-- Begin DATASET EXCERPT --
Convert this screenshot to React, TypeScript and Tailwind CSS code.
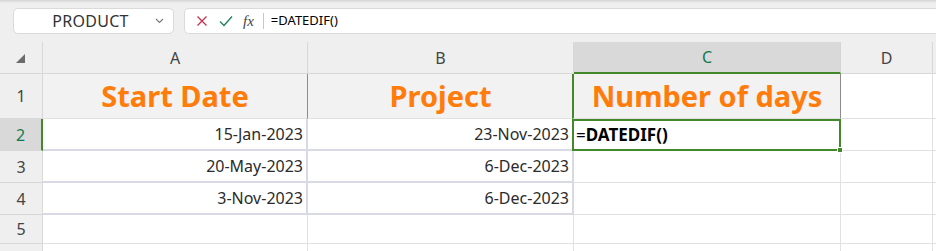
import React from 'react';

const FONT = { fontFamily: '"Noto Sans", "Open Sans", sans-serif' };

const cols = ['A', 'B', 'C', 'D'];

const HeaderCell = ({ label, active }: { label: string; active?: boolean }) => (
  <div
    className={
      active
        ? 'flex items-center justify-center bg-[#d9d9d9] border-r border-r-[#d4d4d4] border-b-2 border-b-[#43882a] text-[#137a4f] text-[16px]'
        : 'flex items-center justify-center bg-[#efefef] border-r border-b border-[#d8d8d8] text-[#444] text-[16px]'
    }
  >
    {label}
  </div>
);

const RowHead = ({ n, active }: { n?: number; active?: boolean }) => (
  <div
    className={
      active
        ? 'flex items-center justify-center bg-[#d9d9d9] border-r-2 border-r-[#43882a] border-b border-b-[#d8d8d8] text-[#137a4f] text-[16px]'
        : 'flex items-center justify-center bg-[#efefef] border-r border-b border-[#d8d8d8] text-[#444] text-[16px]'
    }
  >
    {n}
  </div>
);

const TitleCell = ({ text, greenLeft }: { text: string; greenLeft?: boolean }) => (
  <div
    className={
      'flex items-center justify-center bg-[#f2f2f2] border-r border-r-[#8c8c8c] border-b border-b-[#e1e1e1] text-[#ff7c0a] text-[29px] font-bold ' +
      (greenLeft ? 'border-l-2 border-l-[#43882a] -ml-[2px]' : '')
    }
  >
    {text}
  </div>
);

const DateCell = ({ text }: { text: string }) => (
  <div className="flex items-center justify-end pr-[3px] border-r-2 border-b-2 border-[#d9d9e4] text-[16px] text-[#2b2b2b]">
    {text}
  </div>
);

const Blank = ({ last }: { last?: boolean }) => (
  <div className={last ? 'border-b border-[#e1e1e1]' : 'border-r border-b border-[#e1e1e1]'} />
);

export default function App() {
  const rows = [
    ['15-Jan-2023', '23-Nov-2023'],
    ['20-May-2023', '6-Dec-2023'],
    ['3-Nov-2023', '6-Dec-2023'],
  ];

  return (
    <div className="w-[936px] h-[251px] overflow-hidden bg-white" style={FONT}>
      {/* top bar */}
      <div className="h-[42px] bg-[#efefef] flex items-start pt-[8px] pl-[13px] gap-[10px] shadow-[inset_0_3px_3px_-2px_rgba(0,0,0,0.15)]">
        <div className="w-[161px] h-[26px] bg-white rounded-[5px] border border-[#dadada] flex items-center relative">
          <span className="w-full text-center text-[16px] tracking-[0.3px] text-[#333] pr-[6px]">PRODUCT</span>
          <svg className="absolute right-[9px] top-[9px]" width="9" height="6" viewBox="0 0 9 6">
            <path d="M1 1l3.5 3.5L8 1" fill="none" stroke="#777" strokeWidth="1.1" />
          </svg>
        </div>
        <div className="flex-1 h-[26px] bg-white rounded-l-[5px] border border-r-0 border-[#dadada] flex items-center pl-[11px]">
          <svg width="12" height="12" viewBox="0 0 12 12">
            <path d="M1.5 1.5l9 9M10.5 1.5l-9 9" stroke="#c4314b" strokeWidth="1.3" />
          </svg>
          <svg className="ml-[11px]" width="14" height="12" viewBox="0 0 14 12">
            <path d="M1 6.5l4 4L13 1.5" fill="none" stroke="#1b7f5a" strokeWidth="1.3" />
          </svg>
          <span
            className="ml-[10px] text-[15px] italic text-[#444] leading-none"
            style={{ fontFamily: '"Liberation Serif", "DejaVu Serif", serif' }}
          >
            fx
          </span>
          <div className="ml-[9px] w-px h-[16px] bg-[#c8c8c8]" />
          <span className="ml-[7px] text-[13px] text-black">=DATEDIF()</span>
        </div>
      </div>

      {/* grid */}
      <div className="grid grid-cols-[43px_265px_266px_267px_92px_3px] grid-rows-[32px_45px_32px_32px_32px_29px_20px] bg-white">
        {/* column headers */}
        <div className="bg-[#efefef] border-r border-b border-[#d8d8d8] flex items-center justify-center">
          <svg width="9" height="9" viewBox="0 0 9 9" className="mt-[1px] -ml-[2px]">
            <path d="M9 0V9H0Z" fill="#6b6b6b" />
          </svg>
        </div>
        {cols.map((c) => (
          <HeaderCell key={c} label={c} active={c === 'C'} />
        ))}
        <div className="bg-[#efefef] border-b border-[#d8d8d8]" />

        {/* row 1 */}
        <RowHead n={1} />
        <TitleCell text="Start Date" />
        <TitleCell text="Project" />
        <TitleCell text="Number of days" greenLeft />
        <Blank />
        <Blank last />

        {/* rows 2-4 */}
        {rows.map((r, i) => (
          <React.Fragment key={i}>
            <RowHead n={i + 2} active={i === 0} />
            <DateCell text={r[0]} />
            <DateCell text={r[1]} />
            {i === 0 ? (
              <div className="relative -ml-[2px] border-2 border-[#43882a] flex items-center pl-[2px] text-[17px] text-black">
                =<span className="font-bold">DATEDIF()</span>
                <div className="absolute -right-[4px] -bottom-[4px] w-[6px] h-[6px] bg-[#43882a] border border-white" />
              </div>
            ) : (
              <Blank />
            )}
            <Blank />
            <Blank last />
          </React.Fragment>
        ))}

        {/* row 5 */}
        <RowHead n={5} />
        <Blank />
        <Blank />
        <Blank />
        <Blank />
        <Blank last />

        {/* row 6, cut off at the bottom edge */}
        <RowHead />
        <Blank />
        <Blank />
        <Blank />
        <Blank />
        <Blank last />
      </div>
    </div>
  );
}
-- End DATASET EXCERPT --
**GIVEN TASK:**
Restate the entire listing word for word, excluding pictures.

**RESPONSE TO THIS EXERCISE:**
Convert this screenshot to React, TypeScript and Tailwind CSS code.
import React from 'react';

const FONT = { fontFamily: '"Noto Sans", "Open Sans", sans-serif' };

const cols = ['A', 'B', 'C', 'D'];

const HeaderCell = ({ label, active }: { label: string; active?: boolean }) => (
  <div
    className={
      active
        ? 'flex items-center justify-center bg-[#d9d9d9] border-r border-r-[#d4d4d4] border-b-2 border-b-[#43882a] text-[#137a4f] text-[16px]'
        : 'flex items-center justify-center bg-[#efefef] border-r border-b border-[#d8d8d8] text-[#444] text-[16px]'
    }
  >
    {label}
  </div>
);

const RowHead = ({ n, active }: { n?: number; active?: boolean }) => (
  <div
    className={
      active
        ? 'flex items-center justify-center bg-[#d9d9d9] border-r-2 border-r-[#43882a] border-b border-b-[#d8d8d8] text-[#137a4f] text-[16px]'
        : 'flex items-center justify-center bg-[#efefef] border-r border-b border-[#d8d8d8] text-[#444] text-[16px]'
    }
  >
    {n}
  </div>
);

const TitleCell = ({ text, greenLeft }: { text: string; greenLeft?: boolean }) => (
  <div
    className={
      'flex items-center justify-center bg-[#f2f2f2] border-r border-r-[#8c8c8c] border-b border-b-[#e1e1e1] text-[#ff7c0a] text-[29px] font-bold ' +
      (greenLeft ? 'border-l-2 border-l-[#43882a] -ml-[2px]' : '')
    }
  >
    {text}
  </div>
);

const DateCell = ({ text }: { text: string }) => (
  <div className="flex items-center justify-end pr-[3px] border-r-2 border-b-2 border-[#d9d9e4] text-[16px] text-[#2b2b2b]">
    {text}
  </div>
);

const Blank = ({ last }: { last?: boolean }) => (
  <div className={last ? 'border-b border-[#e1e1e1]' : 'border-r border-b border-[#e1e1e1]'} />
);

export default function App() {
  const rows = [
    ['15-Jan-2023', '23-Nov-2023'],
    ['20-May-2023', '6-Dec-2023'],
    ['3-Nov-2023', '6-Dec-2023'],
  ];

  return (
    <div className="w-[936px] h-[251px] overflow-hidden bg-white" style={FONT}>
      {/* top bar */}
      <div className="h-[42px] bg-[#efefef] flex items-start pt-[8px] pl-[13px] gap-[10px] shadow-[inset_0_3px_3px_-2px_rgba(0,0,0,0.15)]">
        <div className="w-[161px] h-[26px] bg-white rounded-[5px] border border-[#dadada] flex items-center relative">
          <span className="w-full text-center text-[16px] tracking-[0.3px] text-[#333] pr-[6px]">PRODUCT</span>
          <svg className="absolute right-[9px] top-[9px]" width="9" height="6" viewBox="0 0 9 6">
            <path d="M1 1l3.5 3.5L8 1" fill="none" stroke="#777" strokeWidth="1.1" />
          </svg>
        </div>
        <div className="flex-1 h-[26px] bg-white rounded-l-[5px] border border-r-0 border-[#dadada] flex items-center pl-[11px]">
          <svg width="12" height="12" viewBox="0 0 12 12">
            <path d="M1.5 1.5l9 9M10.5 1.5l-9 9" stroke="#c4314b" strokeWidth="1.3" />
          </svg>
          <svg className="ml-[11px]" width="14" height="12" viewBox="0 0 14 12">
            <path d="M1 6.5l4 4L13 1.5" fill="none" stroke="#1b7f5a" strokeWidth="1.3" />
          </svg>
          <span
            className="ml-[10px] text-[15px] italic text-[#444] leading-none"
            style={{ fontFamily: '"Liberation Serif", "DejaVu Serif", serif' }}
          >
            fx
          </span>
          <div className="ml-[9px] w-px h-[16px] bg-[#c8c8c8]" />
          <span className="ml-[7px] text-[13px] text-black">=DATEDIF()</span>
        </div>
      </div>

      {/* grid */}
      <div className="grid grid-cols-[43px_265px_266px_267px_92px_3px] grid-rows-[32px_45px_32px_32px_32px_29px_20px] bg-white">
        {/* column headers */}
        <div className="bg-[#efefef] border-r border-b border-[#d8d8d8] flex items-center justify-center">
          <svg width="9" height="9" viewBox="0 0 9 9" className="mt-[1px] -ml-[2px]">
            <path d="M9 0V9H0Z" fill="#6b6b6b" />
          </svg>
        </div>
        {cols.map((c) => (
          <HeaderCell key={c} label={c} active={c === 'C'} />
        ))}
        <div className="bg-[#efefef] border-b border-[#d8d8d8]" />

        {/* row 1 */}
        <RowHead n={1} />
        <TitleCell text="Start Date" />
        <TitleCell text="Project" />
        <TitleCell text="Number of days" greenLeft />
        <Blank />
        <Blank last />

        {/* rows 2-4 */}
        {rows.map((r, i) => (
          <React.Fragment key={i}>
            <RowHead n={i + 2} active={i === 0} />
            <DateCell text={r[0]} />
            <DateCell text={r[1]} />
            {i === 0 ? (
              <div className="relative -ml-[2px] border-2 border-[#43882a] flex items-center pl-[2px] text-[17px] text-black">
                =<span className="font-bold">DATEDIF()</span>
                <div className="absolute -right-[4px] -bottom-[4px] w-[6px] h-[6px] bg-[#43882a] border border-white" />
              </div>
            ) : (
              <Blank />
            )}
            <Blank />
            <Blank last />
          </React.Fragment>
        ))}

        {/* row 5 */}
        <RowHead n={5} />
        <Blank />
        <Blank />
        <Blank />
        <Blank />
        <Blank last />

        {/* row 6, cut off at the bottom edge */}
        <RowHead />
        <Blank />
        <Blank />
        <Blank />
        <Blank />
        <Blank last />
      </div>
    </div>
  );
}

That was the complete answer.